James Hollis on our Appointment with the Soul

Our gift to the world, according to Jungian analyst James Hollis, is “to return to the task of being who we are.” Such a super-effort can only happen if we are able to face consciously all the obstacles fate, our own fear and avoidance, and the perceived judgment of other people have flung up to bar our way.

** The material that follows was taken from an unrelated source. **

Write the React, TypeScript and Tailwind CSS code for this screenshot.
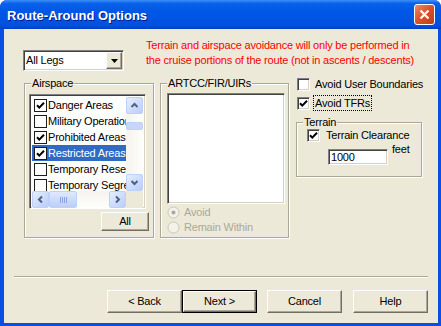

A mighty aim, Hollis seems to say, but what is the task? It will be different for each person who steps up to the hypothetical plate, but it is always known deep inside the soul and it has to do with “showing up,” taking responsibility for the place we find ourselves in life, as well as our own gifts, talents and inner callings. While our soul in day-to-day life may often feel abandoned or overwhelmed, the call is always there for us to lean on, to lead us out of the maze, beyond what Hollis refers to as “the fantasy of fitting in.”
Overwhelmment
I attended last summer’s Rhinecliff workshop in which Hollis invited us to face the challenges of our life with the following in mind: “what’s important is to show up, to be wholly in the game and to be aware of the invisible world.” Nevertheless, as he points out, many of us suffer from overwhelmment. Like Hamlet, we know what to do and don’t do it, and thus become our own enemy. In fact, he labels Hamlet the first modern neurotic.
So what’s going on? What we don’t see is that our acquired sense of self often gets in the way because it’s in the service of how we interpret life—our history, our patterns, and our personal ways of avoiding conflict—rather than in the best interest of becoming who we really are.
Yet every time I wake up to the soul and decide to engage in a new relationship with the invisible world within me, I begin to ask important questions about what I really want and how I live my life. One question Jungians throw at us to help us along is What is your unlived life? If we truly allow it resonate in us, it can produce grief and even fear. Nevertheless Hollis insists that sooner rather than later it ought be faced.
Here are some other questions Hollis poses that open doors to a future of possibility:
Does the path I am on make me larger or smaller?
What wants to come into the world through me?
What am I in service of?
And a major wake-up call: Have you stepped into your journey yet?
He adds that, “It is really true that mortality affronts the ego. I don’t want to die or even be less than the best. And that’s OK if we play the game with integrity because it gives our life meaning. In fact, mortality is the single biggest neurosis of our time…our conspiracy against nature. We are part of the web of life. So in service to what should I live longer?”
If we can reflect on the mystery, we will realize that something is calling us, and “the quality of our life is the quality of our journey through it.” Or, as Marion Woodman often said, we need to “open to the mystery.”
Returning to overwhelmment, he points out: “That’s when everything seems to come to a stop. My thinking becomes foggy, my vulnerability is suddenly front and center and even my body’s balance is more erratic.” Because “We are energy systems and are summoned to a task, when something loses its energy the numinous is gone.” When this happens, Hollis suggests we ask ourselves, “Why has the psyche withdrawn its energy from my agenda? Track the gods,” he says. “Find out where it has gone, what you are now in service of. Our GPS is the Self-selving. Unpack the story that’s being told. Where are you stuck? Remember that what you see is compensation for what you don’t see.”
The other major base on which our psychic house may be built is Abandonment. So “we suffer from either overwhelment or abandonment at the magnitude of life.” He suggests that we “follow the anxiety trail back and see what is driving us. Then move on to fear, which is real. Anxiety paralyzes; fear can be addressed. The Monster within is something frightened that wants to help us. Like a moving van from the known world to the unknown, we carry our childhood fears. But Instinct always knows what we should do.
“Ask yourself: What am I avoiding?
What do I want to control?
Where do I comply?
“If my story is that ‘I am worth what the world thinks I am worth,’ I will doubt my worth. So suffer as an adult. There will always be fear. We will always fall short, be overwhelmed or feel abandoned. The treatment plan is Life: show up and shut up!”